For most of June, the Snowy Mountains looked like they’d skipped winter altogether. Now, 28 cm of fresh snow has fallen at Thredbo, providing a promising sign for the season’s eventual snowmelt contribution to hydropower. 

Thredbo in New South Wales was reporting 28 centimetres of snow overnight with snowfalls continuing this Friday morning, its nearby neighbour Perisher reported 25 cm, while Mt Hotham in Victoria reported 22 cm and counting. 

The best snowfall so far this season comes as a series of low pressure fronts and troughs pass over the southeast of Australia. These systems also led to a NEM-wide wind generation record of 10,349 MW, reached during the 21:20 dispatch interval on Wednesday, July 1. 

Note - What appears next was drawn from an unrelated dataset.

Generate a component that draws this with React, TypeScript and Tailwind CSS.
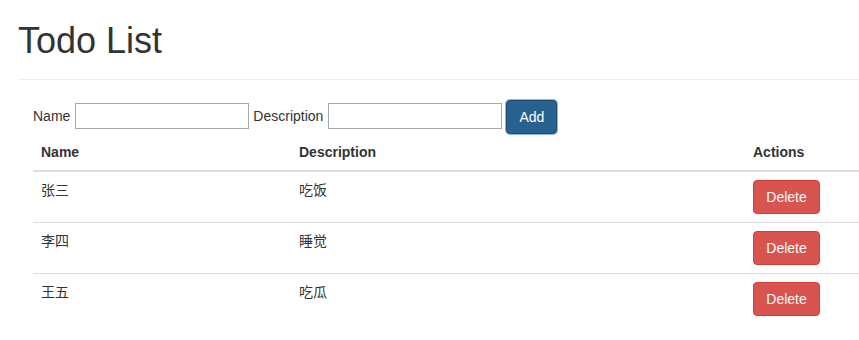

Video: Himawari satellite imagery for 3 hours leading up to 12:50pm on Friday, July 3, 2026. Source: DTN. 

The recent snowfall has come not long after the best week of hydropower in a year for NSW, with the state producing 111 GWh/week between June 22 and 28. However, that week was relatively dry with less than 5 mm falling in the catchment.  

Image: NSW hydropower generation during the past year. Source: OpenNEM 

The strongest week in a year was likely supported by releases from existing healthy storage rather than new inflows. 

Despite the slow start to the season, lake levels across the Snowy catchment entered winter in good shape, providing a solid buffer despite the lack of snow. 

The image below shows that the levels at Lake Eucumbene are higher in 2026 than they were at the same time in 2025. This shows that Snowy Hydro has healthy lake levels which can support water releases and hydro production like we saw last week, without relying on snow and runoff. 

Image: 2026 vs 2025 lake levels at Lake Eucumbene. Source: Snowy Hydro 

While reservoir levels across the Snowy scheme remained healthy, the alpine snowpack told a very different story. Spencers Creek, at 1,830 m above sea level in the high country south of Eucumbene, recorded virtually no persistent snow cover through late June – well below the same time in 2025. 

Image: 2026 vs 2025 snow level at Spencers Creek. Source: Snowy Hydro 

The lack of snow cover across the alps, comes as The Bureau’s national summary for June released early this month stated Australia’s area-average mean was 1.5°C above the long-term average-the fifth warmest since national records began in 1910. NSW specifically had its third-warmest June on record for maximum temperature and second warmest for both minimum and mean temperatures. 

The month was not cold enough to produce decent snowfalls even when rain-bearing systems moved over the mountains. While June 2026 was 27% wetter than average nationally (the wettest June since 2016), the Snowy catchment shows a mixed picture for June with western areas receiving above average rainfall while the east and coastal areas remained dry.  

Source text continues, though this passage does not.